Event Hubs Partitions
Partitions are a fundamental concept in Azure Event Hubs that enable high throughput, parallel processing, and ordered delivery of events within a logical stream.
What is a Partition?
An Event Hub is divided into one or more partitions. Each partition is an ordered, immutable sequence of events. Events are appended to a partition in the order they are received. Event Hubs guarantees that events within a single partition are always processed in the order they were sent.
Conceptual Diagram:
Key Characteristics of Partitions:
- Ordered Delivery: Within a partition, events are guaranteed to be ordered. This is crucial for many scenarios where the sequence of events matters.
- Parallel Processing: By distributing events across multiple partitions, Event Hubs enables consumers to read events in parallel, significantly increasing throughput. Each consumer (or consumer group) can have dedicated partitions to process.
- Scalability: The number of partitions directly impacts the maximum ingress and egress throughput of an Event Hub. You can scale up by increasing the number of partitions.
- Partition Key: When publishing events, you can specify a partition key. Event Hubs uses this key to determine which partition an event should be sent to. All events with the same partition key will always be routed to the same partition. This is essential for maintaining event order for related events (e.g., all events for a specific user or device). If no partition key is specified, Event Hubs will round-robin events across partitions.
- Offset: Each event within a partition is assigned a sequential, monotonically increasing integer value called an offset. Offsets are unique within a partition but not across the entire Event Hub. Consumers use offsets to track their progress in reading events.
Partitioning Strategy
Choosing the right number of partitions and using partition keys effectively are critical for optimal performance and cost management.
Number of Partitions:
The number of partitions determines the maximum parallel throughput you can achieve.
- Low Number of Partitions: Suitable for scenarios with lower throughput requirements or when strong ordering across all events is paramount and parallelism is less of a concern.
- High Number of Partitions: Ideal for high-throughput scenarios where parallel processing is key.

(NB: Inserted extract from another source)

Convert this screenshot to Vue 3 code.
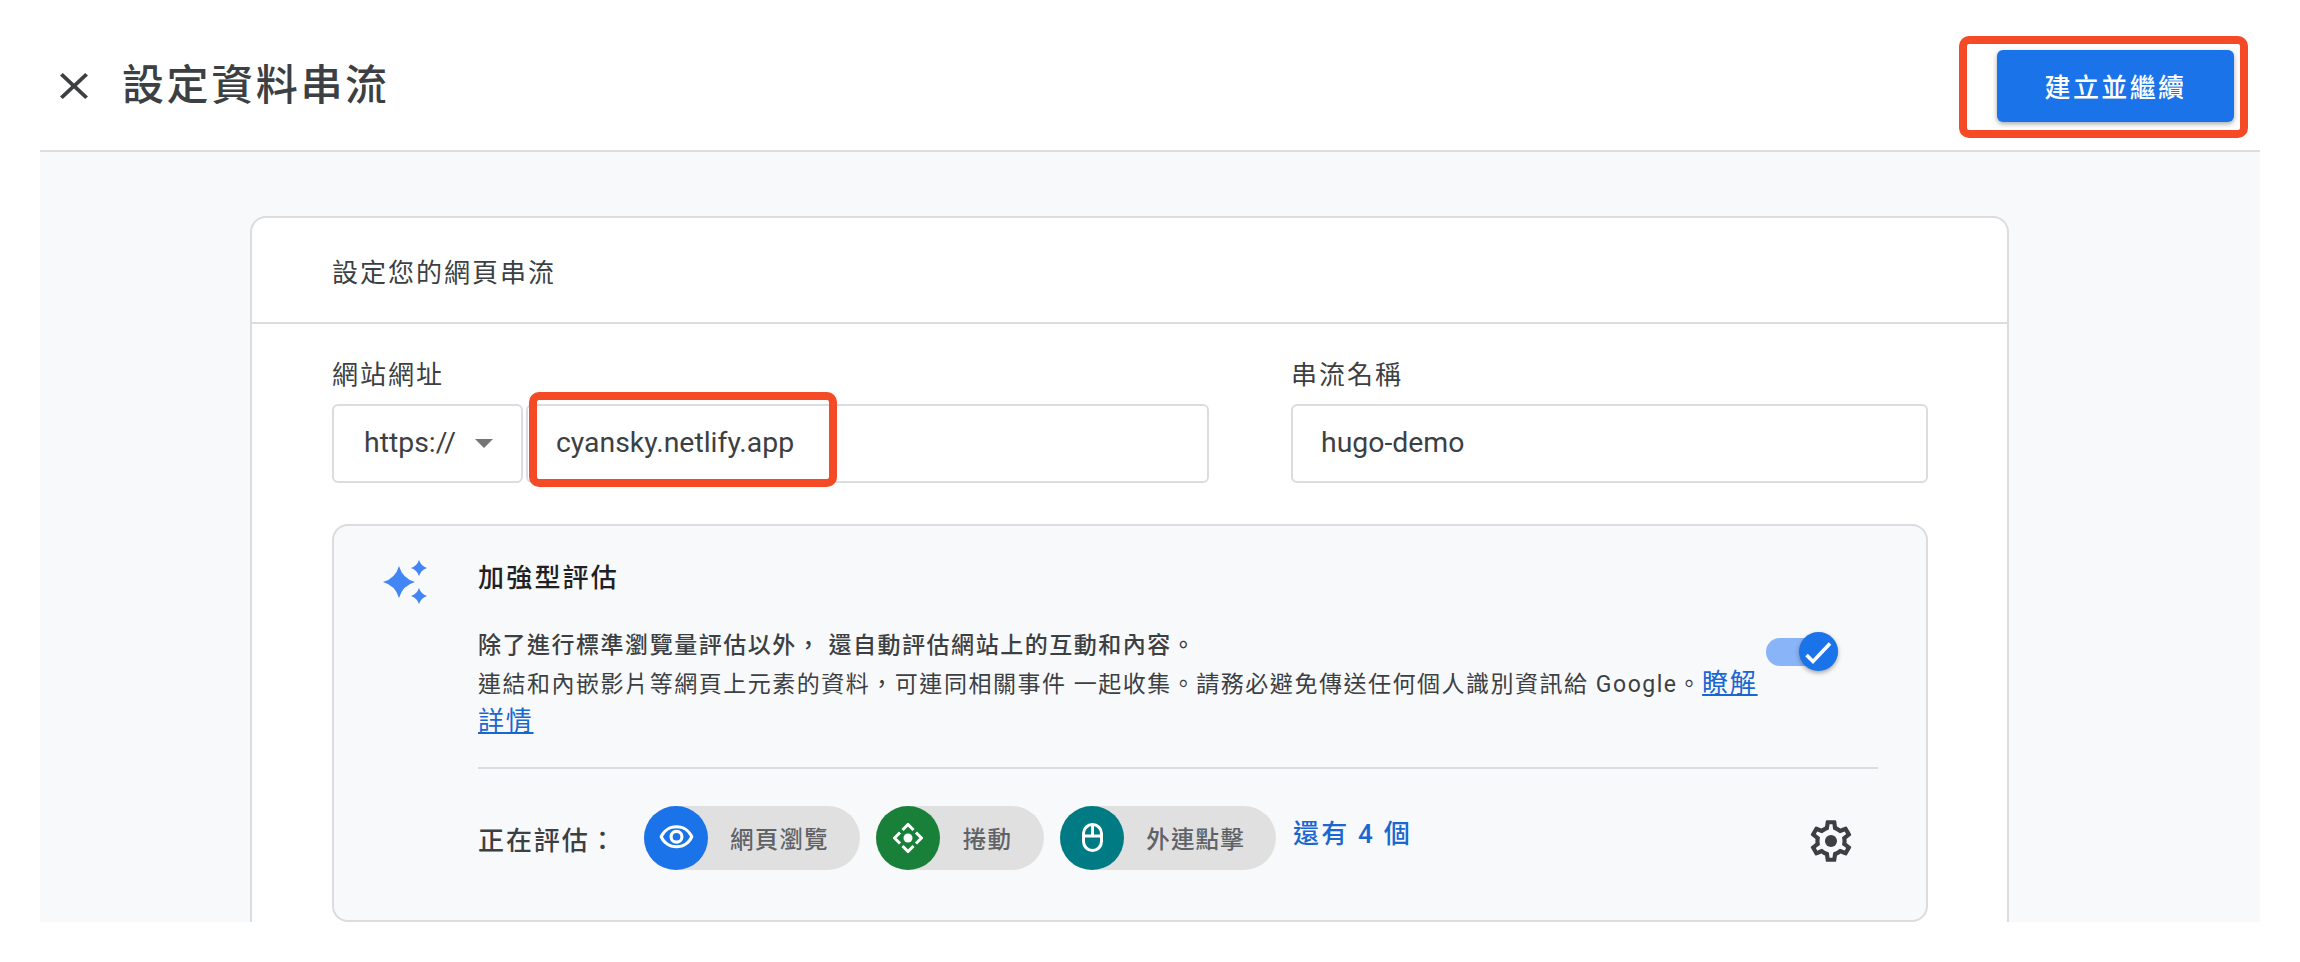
<script setup>
// 已啟用的評估項目
const chips = [
  { key: "view", label: "網頁瀏覽", color: "#1a73e8" },
  { key: "scroll", label: "捲動", color: "#188038" },
  { key: "click", label: "外連點擊", color: "#007b83" },
];
</script>

<template>
  <div class="page">
    <header class="top">
      <svg class="close" viewBox="5 5 14 14" preserveAspectRatio="none">
        <path d="M19 6.41L17.59 5 12 10.59 6.41 5 5 6.41 10.59 12 5 17.59 6.41 19 12 13.41 17.59 19 19 17.59 13.41 12z" />
      </svg>
      <h1 class="title">設定資料串流</h1>
      <div class="save-wrap">
        <button class="save">建立並繼續</button>
        <div class="mark mark-save"></div>
      </div>
    </header>

    <main class="main">
      <section class="card">
        <div class="card-head">設定您的網頁串流</div>
        <div class="card-body">
          <div class="form-row">
            <div class="field-url">
              <label class="label">網站網址</label>
              <div class="url-inputs">
                <div class="select">
                  <span>https://</span>
                  <i class="caret"></i>
                </div>
                <div class="input url-input">
                  cyansky.netlify.app
                  <div class="mark mark-url"></div>
                </div>
              </div>
            </div>
            <div class="field-name">
              <label class="label">串流名稱</label>
              <div class="input">hugo-demo</div>
            </div>
          </div>

          <div class="measure">
            <svg class="sparkle" viewBox="0 0 44 44">
              <path d="M16 6Q19.5 18.5 32 22Q19.5 25.5 16 38Q12.5 25.5 0 22Q12.5 18.5 16 6Z" />
              <path d="M36 0Q38 6 44 8Q38 10 36 16Q34 10 28 8Q34 6 36 0Z" />
              <path d="M36 28Q38 34 44 36Q38 38 36 44Q34 38 28 36Q34 34 36 28Z" />
            </svg>
            <div class="measure-body">
              <div class="measure-title">加強型評估</div>
              <div class="desc-row">
                <div class="desc">
                  <div class="desc-strong">除了進行標準瀏覽量評估以外， 還自動評估網站上的互動和內容。</div>
                  <div>連結和內嵌影片等網頁上元素的資料，可連同相關事件 一起收集。請務必避免傳送任何個人識別資訊給 Google。<a class="link">瞭解詳情</a></div>
                </div>
                <div class="toggle">
                  <div class="thumb">
                    <svg viewBox="0 0 39 39" width="39" height="39">
                      <path d="M7.5 23L14 29.5L31 11.5" fill="none" stroke="#fff" stroke-width="3.6" />
                    </svg>
                  </div>
                </div>
              </div>
              <div class="divider"></div>
              <div class="chip-row">
                <span class="chip-label">正在評估：</span>
                <div class="chips">
                  <div v-for="chip in chips" :key="chip.key" class="chip">
                    <span class="chip-icon" :style="{ background: chip.color }">
                      <svg v-if="chip.key === 'view'" viewBox="0 0 24 24" width="37" height="37" fill="#fff">
                        <path d="M12 6a9.77 9.77 0 0 1 8.82 5.5A9.77 9.77 0 0 1 12 17a9.77 9.77 0 0 1-8.82-5.5A9.77 9.77 0 0 1 12 6m0-2C7 4 2.73 7.11 1 11.5 2.73 15.89 7 19 12 19s9.27-3.11 11-7.5C21.27 7.11 17 4 12 4zm0 5a2.5 2.5 0 0 1 0 5 2.5 2.5 0 0 1 0-5m0-2c-2.48 0-4.5 2.02-4.5 4.5S9.52 16 12 16s4.5-2.02 4.5-4.5S14.48 7 12 7z" />
                      </svg>
                      <svg v-else-if="chip.key === 'scroll'" viewBox="0 0 30 30" width="30" height="30">
                        <path d="M9.5 7L15 1.5L20.5 7M9.5 23L15 28.5L20.5 23M7 9.5L1.5 15L7 20.5M23 9.5L28.5 15L23 20.5" fill="none" stroke="#fff" stroke-width="3" />
                        <circle cx="15" cy="15" r="4.5" fill="#fff" />
                      </svg>
                      <svg v-else viewBox="0 0 21 29" width="21" height="29" fill="none" stroke="#fff" stroke-width="3">
                        <rect x="1.5" y="1.5" width="18" height="26" rx="9" />
                        <path d="M1.5 13H19.5M10.5 1.5V13" />
                      </svg>
                    </span>
                    <span class="chip-text">{{ chip.label }}</span>
                  </div>
                </div>
                <a class="more">還有 4 個</a>
                <svg class="gear" viewBox="0 0 24 24" width="50" height="50" fill="#3c4043">
                  <path d="M19.43 12.98c.04-.32.07-.64.07-.98 0-.34-.03-.66-.07-.98l2.11-1.65c.19-.15.24-.42.12-.64l-2-3.46c-.09-.16-.26-.25-.44-.25-.06 0-.12.01-.17.03l-2.49 1c-.52-.4-1.08-.73-1.69-.98l-.38-2.65C14.46 2.18 14.25 2 14 2h-4c-.25 0-.46.18-.49.42l-.38 2.65c-.61.25-1.17.59-1.69.98l-2.49-1c-.06-.02-.12-.03-.18-.03-.17 0-.34.09-.43.25l-2 3.46c-.13.22-.07.49.12.64l2.11 1.65c-.04.32-.07.65-.07.98 0 .33.03.66.07.98l-2.11 1.65c-.19.15-.24.42-.12.64l2 3.46c.09.16.26.25.44.25.06 0 .12-.01.17-.03l2.49-1c.52.4 1.08.73 1.69.98l.38 2.65c.03.24.24.42.49.42h4c.25 0 .46-.18.49-.42l.38-2.65c.61-.25 1.17-.59 1.69-.98l2.49 1c.06.02.12.03.18.03.17 0 .34-.09.43-.25l2-3.46c.12-.22.07-.49-.12-.64l-2.11-1.65zm-1.98-1.71c.04.31.05.52.05.73 0 .21-.02.43-.05.73l-.14 1.13.89.7 1.08.84-.7 1.21-1.27-.51-1.04-.42-.9.68c-.43.32-.84.56-1.25.73l-1.06.43-.16 1.13-.2 1.35h-1.4l-.19-1.35-.16-1.13-1.06-.43c-.43-.18-.83-.41-1.23-.71l-.91-.7-1.06.43-1.27.51-.7-1.21 1.08-.84.89-.7-.14-1.13c-.03-.31-.05-.54-.05-.74s.02-.43.05-.73l.14-1.13-.89-.7-1.08-.84.7-1.21 1.27.51 1.04.42.9-.68c.43-.32.84-.56 1.25-.73l1.06-.43.16-1.13.2-1.35h1.39l.19 1.35.16 1.13 1.06.43c.43.18.83.41 1.23.71l.91.7 1.06-.43 1.27-.51.7 1.21-1.07.85-.89.7.14 1.13z" />
                  <circle cx="12" cy="12" r="2.9" />
                </svg>
              </div>
            </div>
          </div>
        </div>
      </section>
    </main>
  </div>
</template>

<style>
html,
body {
  margin: 0;
  background: #fff;
  overflow: hidden;
}
</style>

<style scoped>
.page {
  width: 2300px;
  height: 962px;
  box-sizing: border-box;
  padding: 0 40px;
  background: #fff;
  overflow: hidden;
  font-family: Roboto, "Noto Sans CJK TC", sans-serif;
  color: #3c4043;
}

.top {
  height: 152px;
  box-sizing: border-box;
  display: flex;
  align-items: center;
  padding: 21px 26px 0 20px;
  border-bottom: 2px solid #dadce0;
}

.close {
  width: 28px;
  height: 26px;
  fill: #3c4043;
  flex: none;
}

.title {
  margin: 0 0 0 34px;
  font-size: 42px;
  font-weight: 500;
  letter-spacing: 2.6px;
  line-height: 60px;
}

.save-wrap {
  position: relative;
  margin-left: auto;
}

.save {
  display: block;
  width: 237px;
  height: 72px;
  padding: 0;
  border: none;
  border-radius: 6px;
  background: #1a73e8;
  box-shadow: 0 2px 5px rgba(60, 64, 67, 0.45);
  color: #fff;
  font-family: inherit;
  font-size: 26px;
  font-weight: 500;
  letter-spacing: 2.4px;
}

.mark {
  position: absolute;
  box-sizing: border-box;
  border: 8px solid #f44a25;
  border-radius: 10px;
  pointer-events: none;
}

.mark-save {
  left: -38px;
  top: -14px;
  width: 289px;
  height: 102px;
}

.mark-url {
  left: 1px;
  top: -14px;
  width: 308px;
  height: 95px;
}

.main {
  height: 770px;
  box-sizing: border-box;
  padding: 64px 251px 0 210px;
  background: #f8f9fa;
  overflow: hidden;
}

.card {
  height: 900px;
  box-sizing: border-box;
  background: #fff;
  border: 2px solid #dadce0;
  border-radius: 16px 16px 0 0;
}

.card-head {
  height: 106px;
  box-sizing: border-box;
  display: flex;
  align-items: center;
  padding-left: 80px;
  border-bottom: 2px solid #dadce0;
  font-size: 26px;
  letter-spacing: 2px;
}

.card-body {
  padding: 28px 79px 0 80px;
}

.form-row {
  display: grid;
  grid-template-columns: 877px 637px;
  column-gap: 82px;
}

.label {
  display: block;
  height: 52px;
  line-height: 46px;
  font-size: 26px;
  letter-spacing: 2px;
}

.url-inputs {
  display: flex;
  gap: 3px;
}

.select,
.input {
  height: 79px;
  box-sizing: border-box;
  display: flex;
  align-items: center;
  padding-bottom: 2px;
  border: 2px solid #dadce0;
  border-radius: 6px;
  background: #fff;
  font-size: 28.4px;
}

.select {
  width: 191px;
  flex: none;
  padding-left: 30px;
}

.caret {
  width: 0;
  height: 0;
  margin: 2px 0 0 19px;
  border-left: 9px solid transparent;
  border-right: 9px solid transparent;
  border-top: 9px solid #757575;
}

.input {
  padding-left: 28px;
}

.url-input {
  position: relative;
  flex: 1;
}

.measure {
  display: flex;
  height: 398px;
  box-sizing: border-box;
  margin-top: 41px;
  border: 2px solid #dadce0;
  border-radius: 16px;
  background: #f8f9fa;
}

.sparkle {
  width: 44px;
  height: 44px;
  flex: none;
  margin: 34px 51px 0 49px;
  fill: #4285f4;
}

.measure-body {
  flex: 1;
  min-width: 0;
  padding: 32px 48px 0 0;
}

.measure-title {
  line-height: 40px;
  font-size: 26px;
  font-weight: 500;
  letter-spacing: 2.2px;
  color: #202124;
}

.desc-row {
  display: flex;
  margin-top: 29px;
}

.desc {
  width: 1286px;
  flex: none;
  line-height: 37.5px;
  font-size: 23px;
  letter-spacing: 1.52px;
}

.desc-strong {
  font-weight: 500;
}

.link {
  color: #1967d2;
  font-size: 26px;
  letter-spacing: 1.75px;
  text-decoration: underline;
}

.toggle {
  position: relative;
  width: 72px;
  height: 28px;
  margin: 11px 0 0 2px;
  border-radius: 14px;
  background: #8ab4f8;
}

.thumb {
  position: absolute;
  right: 0;
  top: -6px;
  width: 39px;
  height: 39px;
  border-radius: 50%;
  background: #1a73e8;
  box-shadow: 0 2px 4px rgba(60, 64, 67, 0.45);
}

.thumb svg {
  display: block;
}

.divider {
  height: 2px;
  margin-top: 25px;
  background: #dadce0;
}

.chip-row {
  display: flex;
  align-items: center;
  margin-top: 37px;
}

.chip-label {
  width: 166px;
  flex: none;
  margin-top: 2px;
  font-size: 26px;
  font-weight: 500;
  letter-spacing: 1.9px;
}

.chips {
  display: flex;
  gap: 16px;
}

.chip {
  height: 64px;
  display: flex;
  align-items: center;
  padding-right: 31px;
  border-radius: 32px;
  background: #e0e0e0;
}

.chip:nth-child(2) {
  padding-right: 32px;
}

.chip:nth-child(2) .chip-icon {
  margin-right: 23px;
}

.chip-icon {
  width: 64px;
  height: 64px;
  flex: none;
  display: flex;
  align-items: center;
  justify-content: center;
  margin-right: 22px;
  border-radius: 50%;
}

.chip-text {
  font-size: 23.5px;
  font-weight: 500;
  letter-spacing: 1.2px;
  color: #5f6368;
}

.more {
  margin: -12px 0 0 17px;
  font-size: 26px;
  font-weight: 500;
  letter-spacing: 2.2px;
  color: #1967d2;
}

.gear {
  flex: none;
  margin: 7px 22px 0 auto;
}
</style>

Consider the number of consumer instances you expect to run. A common guideline is to have at least as many partitions as the maximum number of consumer instances that will read from the hub in parallel.
Partition Key Usage:
Use partition keys when you need to ensure that related events are processed in order.
- Device Telemetry: Use the device ID as the partition key to ensure all telemetry from a specific device is processed sequentially.
- User Actions: Use a user ID to group all actions performed by a user.
- Session IDs: Group events belonging to a particular session.
If you don't specify a partition key, Event Hubs distributes events evenly across all partitions using a round-robin mechanism. This maximizes throughput but does not guarantee ordering for related events.
Important Note:
The number of partitions for an Event Hub is set at creation time and cannot be changed later. If you need to increase the number of partitions, you must create a new Event Hub with the desired configuration.
Partitions and Consumer Groups
Consumer groups are logical groupings of consumers. Within a consumer group, each partition is consumed by only one instance of a consumer at a time. This allows multiple consumer groups to independently read from the same Event Hub without interfering with each other. Each consumer group maintains its own state and offset, enabling independent consumption of the event stream.
Example: Publishing with a Partition Key
// Example using Azure SDK for .NET
var producer = new EventHubProducerClient("YOUR_EVENTHUB_CONNECTION_STRING");
var eventData = new EventData(Encoding.UTF8.GetBytes("{\"message\": \"Sensor reading\"}"));
eventData.PartitionKey = "sensor-123"; // Events with this key go to the same partition
await producer.SendAsync(eventData);
By setting the PartitionKey, you ensure that all events with the key "sensor-123" will be directed to the same partition, preserving their order.